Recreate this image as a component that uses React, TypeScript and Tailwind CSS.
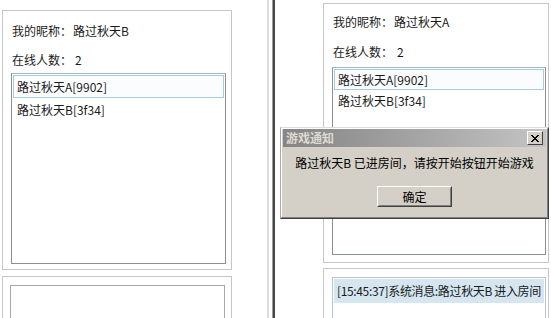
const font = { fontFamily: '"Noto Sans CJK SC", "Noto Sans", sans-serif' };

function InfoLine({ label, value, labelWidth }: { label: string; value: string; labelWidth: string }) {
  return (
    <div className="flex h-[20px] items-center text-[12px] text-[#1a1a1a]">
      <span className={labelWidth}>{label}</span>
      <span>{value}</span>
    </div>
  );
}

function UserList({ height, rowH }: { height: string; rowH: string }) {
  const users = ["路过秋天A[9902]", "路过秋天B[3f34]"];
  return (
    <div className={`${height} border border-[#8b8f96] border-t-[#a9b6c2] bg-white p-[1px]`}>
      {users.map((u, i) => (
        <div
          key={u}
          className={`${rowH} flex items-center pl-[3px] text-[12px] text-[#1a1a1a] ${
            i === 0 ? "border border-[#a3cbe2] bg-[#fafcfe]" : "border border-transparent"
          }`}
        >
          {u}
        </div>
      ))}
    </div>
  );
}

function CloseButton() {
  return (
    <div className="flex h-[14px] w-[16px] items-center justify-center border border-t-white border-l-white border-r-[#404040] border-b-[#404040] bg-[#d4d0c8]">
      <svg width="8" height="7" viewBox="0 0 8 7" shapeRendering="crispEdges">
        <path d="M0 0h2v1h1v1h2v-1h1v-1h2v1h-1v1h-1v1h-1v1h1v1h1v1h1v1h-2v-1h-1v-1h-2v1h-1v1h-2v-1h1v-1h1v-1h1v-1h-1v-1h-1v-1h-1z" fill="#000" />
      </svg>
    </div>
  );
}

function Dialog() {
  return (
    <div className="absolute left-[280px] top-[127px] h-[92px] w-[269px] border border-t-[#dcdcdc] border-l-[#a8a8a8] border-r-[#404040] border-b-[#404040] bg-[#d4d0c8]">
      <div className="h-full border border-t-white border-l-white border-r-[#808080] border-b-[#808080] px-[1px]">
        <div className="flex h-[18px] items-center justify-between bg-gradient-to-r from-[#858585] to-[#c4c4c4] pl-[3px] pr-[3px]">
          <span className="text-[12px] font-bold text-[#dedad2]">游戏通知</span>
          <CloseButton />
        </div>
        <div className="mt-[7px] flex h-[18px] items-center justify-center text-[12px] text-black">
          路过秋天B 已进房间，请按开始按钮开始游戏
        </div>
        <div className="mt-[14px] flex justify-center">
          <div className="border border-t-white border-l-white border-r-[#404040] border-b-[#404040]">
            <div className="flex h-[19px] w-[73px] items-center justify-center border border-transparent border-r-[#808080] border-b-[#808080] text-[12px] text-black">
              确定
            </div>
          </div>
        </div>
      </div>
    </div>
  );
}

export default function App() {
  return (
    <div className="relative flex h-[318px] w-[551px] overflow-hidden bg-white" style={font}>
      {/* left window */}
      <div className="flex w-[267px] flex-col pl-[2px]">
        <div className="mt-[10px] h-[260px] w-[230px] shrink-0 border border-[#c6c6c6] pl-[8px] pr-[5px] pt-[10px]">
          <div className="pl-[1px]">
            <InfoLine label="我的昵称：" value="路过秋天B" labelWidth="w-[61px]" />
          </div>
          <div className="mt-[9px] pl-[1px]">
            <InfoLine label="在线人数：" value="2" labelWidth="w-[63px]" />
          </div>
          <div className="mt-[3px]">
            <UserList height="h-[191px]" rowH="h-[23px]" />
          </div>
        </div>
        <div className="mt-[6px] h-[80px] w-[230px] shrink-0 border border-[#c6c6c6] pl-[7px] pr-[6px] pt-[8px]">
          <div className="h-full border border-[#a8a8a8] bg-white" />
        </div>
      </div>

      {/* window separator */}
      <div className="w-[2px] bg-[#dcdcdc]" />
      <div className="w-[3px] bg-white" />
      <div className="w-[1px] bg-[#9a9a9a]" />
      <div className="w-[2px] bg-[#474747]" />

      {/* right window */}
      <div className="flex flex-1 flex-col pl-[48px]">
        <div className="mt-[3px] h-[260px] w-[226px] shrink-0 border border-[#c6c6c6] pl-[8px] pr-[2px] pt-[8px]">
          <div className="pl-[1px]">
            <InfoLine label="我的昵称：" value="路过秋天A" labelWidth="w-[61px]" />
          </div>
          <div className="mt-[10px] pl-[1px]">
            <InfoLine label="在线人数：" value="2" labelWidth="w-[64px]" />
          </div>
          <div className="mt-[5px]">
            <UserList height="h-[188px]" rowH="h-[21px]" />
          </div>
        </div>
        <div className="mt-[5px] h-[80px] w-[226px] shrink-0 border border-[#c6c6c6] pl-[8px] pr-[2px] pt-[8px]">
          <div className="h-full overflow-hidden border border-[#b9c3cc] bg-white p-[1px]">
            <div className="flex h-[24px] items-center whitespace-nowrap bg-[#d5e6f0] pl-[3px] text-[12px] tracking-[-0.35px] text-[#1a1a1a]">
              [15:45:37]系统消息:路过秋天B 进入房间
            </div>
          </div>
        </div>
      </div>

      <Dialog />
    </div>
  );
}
==============================
Would you return the data exactly as written, without the pictures?

The solution »
Recreate this image as a component that uses React, TypeScript and Tailwind CSS.
const font = { fontFamily: '"Noto Sans CJK SC", "Noto Sans", sans-serif' };

function InfoLine({ label, value, labelWidth }: { label: string; value: string; labelWidth: string }) {
  return (
    <div className="flex h-[20px] items-center text-[12px] text-[#1a1a1a]">
      <span className={labelWidth}>{label}</span>
      <span>{value}</span>
    </div>
  );
}

function UserList({ height, rowH }: { height: string; rowH: string }) {
  const users = ["路过秋天A[9902]", "路过秋天B[3f34]"];
  return (
    <div className={`${height} border border-[#8b8f96] border-t-[#a9b6c2] bg-white p-[1px]`}>
      {users.map((u, i) => (
        <div
          key={u}
          className={`${rowH} flex items-center pl-[3px] text-[12px] text-[#1a1a1a] ${
            i === 0 ? "border border-[#a3cbe2] bg-[#fafcfe]" : "border border-transparent"
          }`}
        >
          {u}
        </div>
      ))}
    </div>
  );
}

function CloseButton() {
  return (
    <div className="flex h-[14px] w-[16px] items-center justify-center border border-t-white border-l-white border-r-[#404040] border-b-[#404040] bg-[#d4d0c8]">
      <svg width="8" height="7" viewBox="0 0 8 7" shapeRendering="crispEdges">
        <path d="M0 0h2v1h1v1h2v-1h1v-1h2v1h-1v1h-1v1h-1v1h1v1h1v1h1v1h-2v-1h-1v-1h-2v1h-1v1h-2v-1h1v-1h1v-1h1v-1h-1v-1h-1v-1h-1z" fill="#000" />
      </svg>
    </div>
  );
}

function Dialog() {
  return (
    <div className="absolute left-[280px] top-[127px] h-[92px] w-[269px] border border-t-[#dcdcdc] border-l-[#a8a8a8] border-r-[#404040] border-b-[#404040] bg-[#d4d0c8]">
      <div className="h-full border border-t-white border-l-white border-r-[#808080] border-b-[#808080] px-[1px]">
        <div className="flex h-[18px] items-center justify-between bg-gradient-to-r from-[#858585] to-[#c4c4c4] pl-[3px] pr-[3px]">
          <span className="text-[12px] font-bold text-[#dedad2]">游戏通知</span>
          <CloseButton />
        </div>
        <div className="mt-[7px] flex h-[18px] items-center justify-center text-[12px] text-black">
          路过秋天B 已进房间，请按开始按钮开始游戏
        </div>
        <div className="mt-[14px] flex justify-center">
          <div className="border border-t-white border-l-white border-r-[#404040] border-b-[#404040]">
            <div className="flex h-[19px] w-[73px] items-center justify-center border border-transparent border-r-[#808080] border-b-[#808080] text-[12px] text-black">
              确定
            </div>
          </div>
        </div>
      </div>
    </div>
  );
}

export default function App() {
  return (
    <div className="relative flex h-[318px] w-[551px] overflow-hidden bg-white" style={font}>
      {/* left window */}
      <div className="flex w-[267px] flex-col pl-[2px]">
        <div className="mt-[10px] h-[260px] w-[230px] shrink-0 border border-[#c6c6c6] pl-[8px] pr-[5px] pt-[10px]">
          <div className="pl-[1px]">
            <InfoLine label="我的昵称：" value="路过秋天B" labelWidth="w-[61px]" />
          </div>
          <div className="mt-[9px] pl-[1px]">
            <InfoLine label="在线人数：" value="2" labelWidth="w-[63px]" />
          </div>
          <div className="mt-[3px]">
            <UserList height="h-[191px]" rowH="h-[23px]" />
          </div>
        </div>
        <div className="mt-[6px] h-[80px] w-[230px] shrink-0 border border-[#c6c6c6] pl-[7px] pr-[6px] pt-[8px]">
          <div className="h-full border border-[#a8a8a8] bg-white" />
        </div>
      </div>

      {/* window separator */}
      <div className="w-[2px] bg-[#dcdcdc]" />
      <div className="w-[3px] bg-white" />
      <div className="w-[1px] bg-[#9a9a9a]" />
      <div className="w-[2px] bg-[#474747]" />

      {/* right window */}
      <div className="flex flex-1 flex-col pl-[48px]">
        <div className="mt-[3px] h-[260px] w-[226px] shrink-0 border border-[#c6c6c6] pl-[8px] pr-[2px] pt-[8px]">
          <div className="pl-[1px]">
            <InfoLine label="我的昵称：" value="路过秋天A" labelWidth="w-[61px]" />
          </div>
          <div className="mt-[10px] pl-[1px]">
            <InfoLine label="在线人数：" value="2" labelWidth="w-[64px]" />
          </div>
          <div className="mt-[5px]">
            <UserList height="h-[188px]" rowH="h-[21px]" />
          </div>
        </div>
        <div className="mt-[5px] h-[80px] w-[226px] shrink-0 border border-[#c6c6c6] pl-[8px] pr-[2px] pt-[8px]">
          <div className="h-full overflow-hidden border border-[#b9c3cc] bg-white p-[1px]">
            <div className="flex h-[24px] items-center whitespace-nowrap bg-[#d5e6f0] pl-[3px] text-[12px] tracking-[-0.35px] text-[#1a1a1a]">
              [15:45:37]系统消息:路过秋天B 进入房间
            </div>
          </div>
        </div>
      </div>

      <Dialog />
    </div>
  );
}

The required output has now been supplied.